◆ What the task requires ◆
Copy each line of the data below exactly, leaving out pictures.

◆ Information provided ◆
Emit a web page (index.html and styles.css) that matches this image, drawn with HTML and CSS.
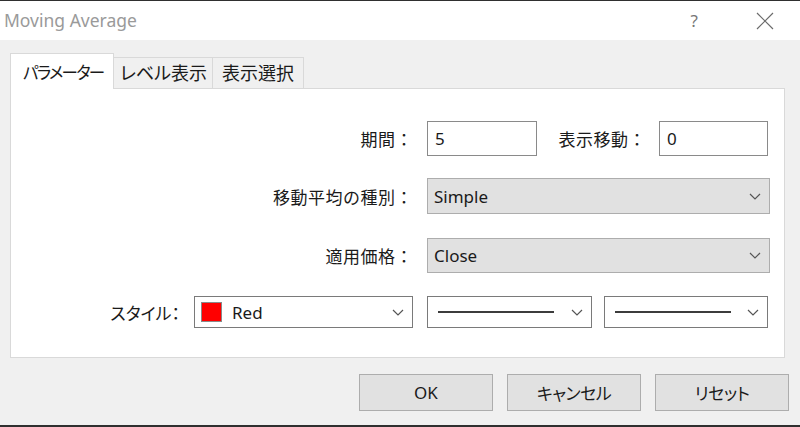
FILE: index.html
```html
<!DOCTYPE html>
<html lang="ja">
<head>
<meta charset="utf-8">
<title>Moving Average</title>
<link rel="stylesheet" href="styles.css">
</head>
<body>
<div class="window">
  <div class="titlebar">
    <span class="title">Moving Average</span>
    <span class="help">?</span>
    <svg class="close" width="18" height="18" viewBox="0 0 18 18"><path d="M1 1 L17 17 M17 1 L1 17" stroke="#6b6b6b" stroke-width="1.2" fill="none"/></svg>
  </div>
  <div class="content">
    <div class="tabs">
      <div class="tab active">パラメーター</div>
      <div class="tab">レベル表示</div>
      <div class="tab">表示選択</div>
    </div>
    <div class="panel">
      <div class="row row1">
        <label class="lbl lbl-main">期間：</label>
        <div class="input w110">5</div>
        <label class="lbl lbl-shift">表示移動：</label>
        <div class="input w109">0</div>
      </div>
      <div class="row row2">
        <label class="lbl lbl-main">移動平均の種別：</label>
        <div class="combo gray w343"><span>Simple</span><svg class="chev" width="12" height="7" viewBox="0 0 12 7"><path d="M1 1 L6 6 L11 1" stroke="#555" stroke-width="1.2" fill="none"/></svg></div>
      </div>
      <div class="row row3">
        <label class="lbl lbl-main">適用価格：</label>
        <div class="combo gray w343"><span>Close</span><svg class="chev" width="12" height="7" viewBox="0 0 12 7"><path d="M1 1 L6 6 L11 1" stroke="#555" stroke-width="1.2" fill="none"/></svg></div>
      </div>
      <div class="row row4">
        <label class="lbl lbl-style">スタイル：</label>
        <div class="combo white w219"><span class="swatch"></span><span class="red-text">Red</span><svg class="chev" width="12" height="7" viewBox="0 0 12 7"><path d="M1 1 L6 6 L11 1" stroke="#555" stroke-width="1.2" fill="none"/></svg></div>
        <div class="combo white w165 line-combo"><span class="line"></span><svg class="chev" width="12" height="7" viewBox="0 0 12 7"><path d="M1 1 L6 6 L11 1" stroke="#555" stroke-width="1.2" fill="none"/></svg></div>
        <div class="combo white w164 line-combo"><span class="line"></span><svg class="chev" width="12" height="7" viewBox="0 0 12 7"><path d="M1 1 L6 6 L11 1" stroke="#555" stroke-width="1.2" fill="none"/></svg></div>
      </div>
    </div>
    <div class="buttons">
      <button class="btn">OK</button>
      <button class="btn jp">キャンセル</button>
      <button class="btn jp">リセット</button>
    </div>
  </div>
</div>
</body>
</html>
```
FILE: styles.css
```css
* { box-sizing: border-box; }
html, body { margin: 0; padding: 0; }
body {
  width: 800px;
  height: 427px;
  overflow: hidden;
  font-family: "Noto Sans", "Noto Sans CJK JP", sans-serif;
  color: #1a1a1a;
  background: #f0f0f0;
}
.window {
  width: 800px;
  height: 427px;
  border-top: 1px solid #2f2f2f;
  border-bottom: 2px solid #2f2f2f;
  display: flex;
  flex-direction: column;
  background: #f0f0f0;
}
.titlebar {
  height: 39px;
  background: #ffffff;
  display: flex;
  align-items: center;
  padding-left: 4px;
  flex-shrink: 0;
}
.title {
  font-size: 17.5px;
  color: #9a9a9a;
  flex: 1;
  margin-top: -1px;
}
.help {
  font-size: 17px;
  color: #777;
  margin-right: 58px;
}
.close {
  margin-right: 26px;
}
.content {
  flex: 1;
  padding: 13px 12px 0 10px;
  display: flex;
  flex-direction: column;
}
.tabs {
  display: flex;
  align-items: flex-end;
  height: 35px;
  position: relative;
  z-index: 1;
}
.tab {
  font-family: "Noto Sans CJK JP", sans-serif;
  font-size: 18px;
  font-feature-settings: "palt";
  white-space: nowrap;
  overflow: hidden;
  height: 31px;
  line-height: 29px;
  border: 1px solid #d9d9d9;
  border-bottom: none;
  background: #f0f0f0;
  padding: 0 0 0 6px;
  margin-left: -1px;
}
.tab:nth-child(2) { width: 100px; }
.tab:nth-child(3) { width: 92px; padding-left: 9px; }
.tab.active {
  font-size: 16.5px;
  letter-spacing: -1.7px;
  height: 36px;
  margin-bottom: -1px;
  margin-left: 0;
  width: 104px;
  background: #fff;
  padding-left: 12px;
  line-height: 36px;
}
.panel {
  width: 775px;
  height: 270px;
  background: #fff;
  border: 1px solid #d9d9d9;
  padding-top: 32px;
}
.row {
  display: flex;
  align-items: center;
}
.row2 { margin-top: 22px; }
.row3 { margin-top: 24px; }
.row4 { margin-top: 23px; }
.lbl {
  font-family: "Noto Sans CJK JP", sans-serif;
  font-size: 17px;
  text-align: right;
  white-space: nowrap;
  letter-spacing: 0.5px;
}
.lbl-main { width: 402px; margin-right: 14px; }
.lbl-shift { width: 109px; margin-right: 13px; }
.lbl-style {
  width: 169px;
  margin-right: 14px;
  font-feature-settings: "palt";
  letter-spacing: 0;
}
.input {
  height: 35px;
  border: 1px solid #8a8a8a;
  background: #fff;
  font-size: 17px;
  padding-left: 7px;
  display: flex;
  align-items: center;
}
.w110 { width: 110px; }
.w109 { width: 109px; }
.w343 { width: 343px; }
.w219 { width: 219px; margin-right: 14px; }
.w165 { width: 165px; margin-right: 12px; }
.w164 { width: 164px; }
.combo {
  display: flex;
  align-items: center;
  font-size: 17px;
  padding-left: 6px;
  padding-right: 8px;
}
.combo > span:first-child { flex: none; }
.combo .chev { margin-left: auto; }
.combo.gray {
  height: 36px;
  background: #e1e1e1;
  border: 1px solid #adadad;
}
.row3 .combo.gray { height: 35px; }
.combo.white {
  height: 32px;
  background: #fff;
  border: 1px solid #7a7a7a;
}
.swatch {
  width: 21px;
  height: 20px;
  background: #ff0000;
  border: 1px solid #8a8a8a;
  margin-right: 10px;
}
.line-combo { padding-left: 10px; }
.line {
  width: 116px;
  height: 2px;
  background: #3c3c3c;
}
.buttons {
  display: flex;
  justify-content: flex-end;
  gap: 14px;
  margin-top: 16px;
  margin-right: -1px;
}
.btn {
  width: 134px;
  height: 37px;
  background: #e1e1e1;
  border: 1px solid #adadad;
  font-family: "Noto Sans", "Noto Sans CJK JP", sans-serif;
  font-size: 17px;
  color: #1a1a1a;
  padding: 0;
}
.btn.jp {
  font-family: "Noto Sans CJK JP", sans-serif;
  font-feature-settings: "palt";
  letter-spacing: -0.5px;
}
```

◆ The output ◆
Emit a web page (index.html and styles.css) that matches this image, drawn with HTML and CSS.
FILE: index.html
```html
<!DOCTYPE html>
<html lang="ja">
<head>
<meta charset="utf-8">
<title>Moving Average</title>
<link rel="stylesheet" href="styles.css">
</head>
<body>
<div class="window">
  <div class="titlebar">
    <span class="title">Moving Average</span>
    <span class="help">?</span>
    <svg class="close" width="18" height="18" viewBox="0 0 18 18"><path d="M1 1 L17 17 M17 1 L1 17" stroke="#6b6b6b" stroke-width="1.2" fill="none"/></svg>
  </div>
  <div class="content">
    <div class="tabs">
      <div class="tab active">パラメーター</div>
      <div class="tab">レベル表示</div>
      <div class="tab">表示選択</div>
    </div>
    <div class="panel">
      <div class="row row1">
        <label class="lbl lbl-main">期間：</label>
        <div class="input w110">5</div>
        <label class="lbl lbl-shift">表示移動：</label>
        <div class="input w109">0</div>
      </div>
      <div class="row row2">
        <label class="lbl lbl-main">移動平均の種別：</label>
        <div class="combo gray w343"><span>Simple</span><svg class="chev" width="12" height="7" viewBox="0 0 12 7"><path d="M1 1 L6 6 L11 1" stroke="#555" stroke-width="1.2" fill="none"/></svg></div>
      </div>
      <div class="row row3">
        <label class="lbl lbl-main">適用価格：</label>
        <div class="combo gray w343"><span>Close</span><svg class="chev" width="12" height="7" viewBox="0 0 12 7"><path d="M1 1 L6 6 L11 1" stroke="#555" stroke-width="1.2" fill="none"/></svg></div>
      </div>
      <div class="row row4">
        <label class="lbl lbl-style">スタイル：</label>
        <div class="combo white w219"><span class="swatch"></span><span class="red-text">Red</span><svg class="chev" width="12" height="7" viewBox="0 0 12 7"><path d="M1 1 L6 6 L11 1" stroke="#555" stroke-width="1.2" fill="none"/></svg></div>
        <div class="combo white w165 line-combo"><span class="line"></span><svg class="chev" width="12" height="7" viewBox="0 0 12 7"><path d="M1 1 L6 6 L11 1" stroke="#555" stroke-width="1.2" fill="none"/></svg></div>
        <div class="combo white w164 line-combo"><span class="line"></span><svg class="chev" width="12" height="7" viewBox="0 0 12 7"><path d="M1 1 L6 6 L11 1" stroke="#555" stroke-width="1.2" fill="none"/></svg></div>
      </div>
    </div>
    <div class="buttons">
      <button class="btn">OK</button>
      <button class="btn jp">キャンセル</button>
      <button class="btn jp">リセット</button>
    </div>
  </div>
</div>
</body>
</html>
```
FILE: styles.css
```css
* { box-sizing: border-box; }
html, body { margin: 0; padding: 0; }
body {
  width: 800px;
  height: 427px;
  overflow: hidden;
  font-family: "Noto Sans", "Noto Sans CJK JP", sans-serif;
  color: #1a1a1a;
  background: #f0f0f0;
}
.window {
  width: 800px;
  height: 427px;
  border-top: 1px solid #2f2f2f;
  border-bottom: 2px solid #2f2f2f;
  display: flex;
  flex-direction: column;
  background: #f0f0f0;
}
.titlebar {
  height: 39px;
  background: #ffffff;
  display: flex;
  align-items: center;
  padding-left: 4px;
  flex-shrink: 0;
}
.title {
  font-size: 17.5px;
  color: #9a9a9a;
  flex: 1;
  margin-top: -1px;
}
.help {
  font-size: 17px;
  color: #777;
  margin-right: 58px;
}
.close {
  margin-right: 26px;
}
.content {
  flex: 1;
  padding: 13px 12px 0 10px;
  display: flex;
  flex-direction: column;
}
.tabs {
  display: flex;
  align-items: flex-end;
  height: 35px;
  position: relative;
  z-index: 1;
}
.tab {
  font-family: "Noto Sans CJK JP", sans-serif;
  font-size: 18px;
  font-feature-settings: "palt";
  white-space: nowrap;
  overflow: hidden;
  height: 31px;
  line-height: 29px;
  border: 1px solid #d9d9d9;
  border-bottom: none;
  background: #f0f0f0;
  padding: 0 0 0 6px;
  margin-left: -1px;
}
.tab:nth-child(2) { width: 100px; }
.tab:nth-child(3) { width: 92px; padding-left: 9px; }
.tab.active {
  font-size: 16.5px;
  letter-spacing: -1.7px;
  height: 36px;
  margin-bottom: -1px;
  margin-left: 0;
  width: 104px;
  background: #fff;
  padding-left: 12px;
  line-height: 36px;
}
.panel {
  width: 775px;
  height: 270px;
  background: #fff;
  border: 1px solid #d9d9d9;
  padding-top: 32px;
}
.row {
  display: flex;
  align-items: center;
}
.row2 { margin-top: 22px; }
.row3 { margin-top: 24px; }
.row4 { margin-top: 23px; }
.lbl {
  font-family: "Noto Sans CJK JP", sans-serif;
  font-size: 17px;
  text-align: right;
  white-space: nowrap;
  letter-spacing: 0.5px;
}
.lbl-main { width: 402px; margin-right: 14px; }
.lbl-shift { width: 109px; margin-right: 13px; }
.lbl-style {
  width: 169px;
  margin-right: 14px;
  font-feature-settings: "palt";
  letter-spacing: 0;
}
.input {
  height: 35px;
  border: 1px solid #8a8a8a;
  background: #fff;
  font-size: 17px;
  padding-left: 7px;
  display: flex;
  align-items: center;
}
.w110 { width: 110px; }
.w109 { width: 109px; }
.w343 { width: 343px; }
.w219 { width: 219px; margin-right: 14px; }
.w165 { width: 165px; margin-right: 12px; }
.w164 { width: 164px; }
.combo {
  display: flex;
  align-items: center;
  font-size: 17px;
  padding-left: 6px;
  padding-right: 8px;
}
.combo > span:first-child { flex: none; }
.combo .chev { margin-left: auto; }
.combo.gray {
  height: 36px;
  background: #e1e1e1;
  border: 1px solid #adadad;
}
.row3 .combo.gray { height: 35px; }
.combo.white {
  height: 32px;
  background: #fff;
  border: 1px solid #7a7a7a;
}
.swatch {
  width: 21px;
  height: 20px;
  background: #ff0000;
  border: 1px solid #8a8a8a;
  margin-right: 10px;
}
.line-combo { padding-left: 10px; }
.line {
  width: 116px;
  height: 2px;
  background: #3c3c3c;
}
.buttons {
  display: flex;
  justify-content: flex-end;
  gap: 14px;
  margin-top: 16px;
  margin-right: -1px;
}
.btn {
  width: 134px;
  height: 37px;
  background: #e1e1e1;
  border: 1px solid #adadad;
  font-family: "Noto Sans", "Noto Sans CJK JP", sans-serif;
  font-size: 17px;
  color: #1a1a1a;
  padding: 0;
}
.btn.jp {
  font-family: "Noto Sans CJK JP", sans-serif;
  font-feature-settings: "palt";
  letter-spacing: -0.5px;
}
```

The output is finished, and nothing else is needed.